Herhangi bir alanda atılan sürdürülebilirlik adımının, diğer alanlara olumlu ya da olumsuz etkilerinin olması neredeyse kaçınılmazdır. Bu sebeple, sürdürülebilirlik dikkatlice atılması gereken adımları içeren bir hedeftir. Sürdürülebilirlik, hem bir süreç hem de bir hedef olarak yorumlanmalıdır.
Bilinçli ve sorumlu gelişimin önemi toplumun her kesimi tarafından kavranıldığında ise, sürdürülebilir bir yaşam kaçınılmazdır. Dünya üzerinde yaşayan bütün topluluklar hayatları ile ilgili önemli kararları bir otoriteye bırakarak yaşarlar. Bu durum da devletlerin idare ettiği toplumlar karşısında bir takım sorumlulukları olmasını sağlamıştır. Devletler bünyesinde yaşayan vatandaşların hem bugününü hem de geleceğini düşünüp ona göre adımlar atmak zorundadır.
Küresel anlamda sürdürülebilirlikten bahsedecek olduğumuzda, öncelikle hiçbir devlet dünyadan bağımsız şekilde hareket etmemelidir. Bunun için Birleşmiş Milletler, Avrupa Birliği, NATO gibi kuruluşların devlet adamlarını doğru yönlendirmeleri gerekir. Toplu katılım zorunluluğu olan protokoller ve ve protokol şartlarına uyulmaması halinde uygulanacak yaptırımlar adil ve şeffaf bir şekilde dünya halkları ile paylaşılmalıdır.
Yıllardır sürekli empoze edilen çöpleri yere atmama ve çevreye zarar vermeme gibi artık kült haline gelen olguları biraz daha sorgulamalı ve sebebini irdelemeliyiz. Mümkün olduğunca bu noktada sivil toplum örgütlerine katılmalı ve çevremizdeki diğer insanları da bilinçlendirmek için çalışmalar yapmalıyız. Özellikle geri dönüşüm konusunu daha detaylı ele almalıyız ve bu kavramı mümkün olduğu kadar fazla yaymak için çabalamalıyız.

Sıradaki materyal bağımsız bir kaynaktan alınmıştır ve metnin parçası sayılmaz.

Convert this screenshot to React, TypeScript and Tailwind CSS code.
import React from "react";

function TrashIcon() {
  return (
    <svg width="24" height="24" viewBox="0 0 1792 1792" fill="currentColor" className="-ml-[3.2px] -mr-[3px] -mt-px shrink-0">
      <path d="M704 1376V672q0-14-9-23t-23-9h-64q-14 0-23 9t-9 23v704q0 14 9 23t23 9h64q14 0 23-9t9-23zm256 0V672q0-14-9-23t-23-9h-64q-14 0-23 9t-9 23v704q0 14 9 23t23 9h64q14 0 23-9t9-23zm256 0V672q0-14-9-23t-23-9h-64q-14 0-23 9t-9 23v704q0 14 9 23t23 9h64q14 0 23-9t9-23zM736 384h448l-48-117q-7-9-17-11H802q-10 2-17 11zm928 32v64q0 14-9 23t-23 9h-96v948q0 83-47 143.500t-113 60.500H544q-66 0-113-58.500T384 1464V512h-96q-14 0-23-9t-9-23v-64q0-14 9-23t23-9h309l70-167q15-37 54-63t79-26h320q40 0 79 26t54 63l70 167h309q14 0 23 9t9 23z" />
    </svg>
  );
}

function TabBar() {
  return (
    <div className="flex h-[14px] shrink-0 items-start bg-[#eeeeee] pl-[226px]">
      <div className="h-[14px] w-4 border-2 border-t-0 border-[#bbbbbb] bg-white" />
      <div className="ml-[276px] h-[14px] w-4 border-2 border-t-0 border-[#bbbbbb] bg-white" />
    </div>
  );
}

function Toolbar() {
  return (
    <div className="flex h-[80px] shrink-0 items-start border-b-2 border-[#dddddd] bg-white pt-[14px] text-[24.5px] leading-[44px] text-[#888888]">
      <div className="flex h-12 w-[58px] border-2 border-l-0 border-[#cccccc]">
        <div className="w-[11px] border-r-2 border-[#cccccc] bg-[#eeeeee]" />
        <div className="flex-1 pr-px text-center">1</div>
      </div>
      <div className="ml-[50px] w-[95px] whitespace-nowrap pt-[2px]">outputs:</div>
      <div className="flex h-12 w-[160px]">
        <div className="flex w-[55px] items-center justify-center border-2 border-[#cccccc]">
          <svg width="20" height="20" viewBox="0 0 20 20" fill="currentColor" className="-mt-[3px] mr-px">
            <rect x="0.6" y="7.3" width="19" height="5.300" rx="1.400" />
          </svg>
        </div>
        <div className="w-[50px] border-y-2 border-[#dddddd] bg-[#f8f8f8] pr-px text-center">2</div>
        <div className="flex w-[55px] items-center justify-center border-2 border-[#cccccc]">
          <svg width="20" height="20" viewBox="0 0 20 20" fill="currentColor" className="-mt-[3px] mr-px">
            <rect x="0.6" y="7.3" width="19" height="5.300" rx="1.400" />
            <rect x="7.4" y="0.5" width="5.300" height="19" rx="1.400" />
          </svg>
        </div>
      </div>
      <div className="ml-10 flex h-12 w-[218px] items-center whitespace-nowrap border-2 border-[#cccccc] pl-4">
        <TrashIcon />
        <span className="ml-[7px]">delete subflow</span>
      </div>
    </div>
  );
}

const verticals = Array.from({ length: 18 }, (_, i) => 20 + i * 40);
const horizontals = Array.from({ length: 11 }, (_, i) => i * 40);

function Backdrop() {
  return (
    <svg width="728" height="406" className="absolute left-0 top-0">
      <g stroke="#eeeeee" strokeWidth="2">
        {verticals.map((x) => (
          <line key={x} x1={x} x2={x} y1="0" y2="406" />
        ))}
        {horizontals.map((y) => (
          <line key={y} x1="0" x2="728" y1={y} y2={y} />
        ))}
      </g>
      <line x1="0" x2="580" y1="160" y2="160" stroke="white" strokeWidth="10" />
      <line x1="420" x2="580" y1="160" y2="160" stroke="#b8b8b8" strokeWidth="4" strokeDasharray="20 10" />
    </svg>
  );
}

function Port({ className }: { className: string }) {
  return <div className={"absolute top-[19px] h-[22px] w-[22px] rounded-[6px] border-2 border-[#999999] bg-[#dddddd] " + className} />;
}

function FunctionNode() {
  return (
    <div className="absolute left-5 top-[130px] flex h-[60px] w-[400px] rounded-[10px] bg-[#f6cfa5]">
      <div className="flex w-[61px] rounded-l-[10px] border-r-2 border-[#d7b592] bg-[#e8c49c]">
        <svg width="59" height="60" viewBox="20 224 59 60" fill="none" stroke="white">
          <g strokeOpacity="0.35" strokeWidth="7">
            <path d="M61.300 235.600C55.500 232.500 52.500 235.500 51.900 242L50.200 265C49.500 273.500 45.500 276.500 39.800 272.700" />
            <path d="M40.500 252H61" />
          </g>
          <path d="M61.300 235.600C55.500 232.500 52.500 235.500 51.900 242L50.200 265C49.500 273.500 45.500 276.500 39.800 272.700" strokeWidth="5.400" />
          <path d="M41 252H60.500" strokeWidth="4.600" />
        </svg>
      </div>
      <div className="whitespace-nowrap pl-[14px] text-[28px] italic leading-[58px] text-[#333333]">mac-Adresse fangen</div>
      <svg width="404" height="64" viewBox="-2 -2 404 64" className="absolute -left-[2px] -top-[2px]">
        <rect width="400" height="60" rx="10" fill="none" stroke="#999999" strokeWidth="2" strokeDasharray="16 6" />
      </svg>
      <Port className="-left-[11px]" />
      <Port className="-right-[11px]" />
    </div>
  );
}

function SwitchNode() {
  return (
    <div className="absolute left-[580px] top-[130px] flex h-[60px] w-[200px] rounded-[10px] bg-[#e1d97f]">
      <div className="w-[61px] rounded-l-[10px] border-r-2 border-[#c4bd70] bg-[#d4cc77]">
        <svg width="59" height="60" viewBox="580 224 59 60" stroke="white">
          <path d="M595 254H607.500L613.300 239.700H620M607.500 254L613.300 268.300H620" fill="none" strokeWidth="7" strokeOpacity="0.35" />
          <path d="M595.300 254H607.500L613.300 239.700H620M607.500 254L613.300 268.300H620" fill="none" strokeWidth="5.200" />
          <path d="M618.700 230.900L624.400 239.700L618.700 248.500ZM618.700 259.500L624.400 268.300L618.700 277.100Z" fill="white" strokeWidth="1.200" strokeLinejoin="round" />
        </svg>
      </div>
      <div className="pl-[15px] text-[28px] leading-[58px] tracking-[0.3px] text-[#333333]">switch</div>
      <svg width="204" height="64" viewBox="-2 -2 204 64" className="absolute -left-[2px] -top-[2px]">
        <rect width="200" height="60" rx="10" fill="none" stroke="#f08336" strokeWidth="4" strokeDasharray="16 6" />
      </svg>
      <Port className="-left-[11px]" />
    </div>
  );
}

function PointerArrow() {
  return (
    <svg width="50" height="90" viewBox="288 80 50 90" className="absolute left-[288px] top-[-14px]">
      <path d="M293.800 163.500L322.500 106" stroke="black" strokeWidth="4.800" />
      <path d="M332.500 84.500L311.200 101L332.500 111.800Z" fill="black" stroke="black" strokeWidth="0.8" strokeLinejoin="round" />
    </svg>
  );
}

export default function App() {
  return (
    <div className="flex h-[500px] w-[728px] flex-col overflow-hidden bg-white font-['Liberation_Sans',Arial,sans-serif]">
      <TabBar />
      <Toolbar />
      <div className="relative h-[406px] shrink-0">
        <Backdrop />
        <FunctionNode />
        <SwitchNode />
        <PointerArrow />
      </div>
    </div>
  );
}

Elektrik ve su tüketiminde gereksiz kullanımı azaltmak her ne kadar küçümsense de bunu kalabalık toplulukların yaptığını düşünürsek yaratacağı etkiyi de hesap etmemiz kolay olabilir. Ayrıca gıda tüketimimizi de gözden geçirmek daha faydalı olabilir. Günlük ihtiyaçlarımızı net şekilde ortaya koyarak, beslenme alışkanlıklarımızı gözden geçirmemiz hem sağlığımız açısından hem de tasarruf imkanı sunacağından hayatımızda çok şeyi değiştirebilir.
Küçük yaşlardan itibaren yetiştirdiğimiz bireylere tüketim konusunda dikkatli olmaları gerektiğini öğretmeliyiz. Unutulmamalıdır ki küçük yaşlarda edinilen alışkanlıklar yetişkin bireylerde davranışlara dönüşür. Bir yetişkinin davranışlarını değiştirmek, çocuklara o davranışı kazandırmaktan çok daha zordur. Sürdürülebilirlik için neler yapılabilir sorusuna cevap ararken ulaşım konusunu da mutlaka ele almamız gerekir. Yolların geniş ve kullanışlı olması herkesin araç sahibi olmasını gerektirmez.
Özellikle şehir içi ulaşımda bu durum kargaşaya sebep olmaktadır. Önemli olan toplu taşıma araçlarını kullanırken sağlıklı ve konforlu şekilde seyahat edebilmektir. Bu da trafik düzenlemelerinde toplu taşıma için kullanılan araçların daha iyi şartlara sahip olması için çalışma yapılması ile mümkün olacaktır.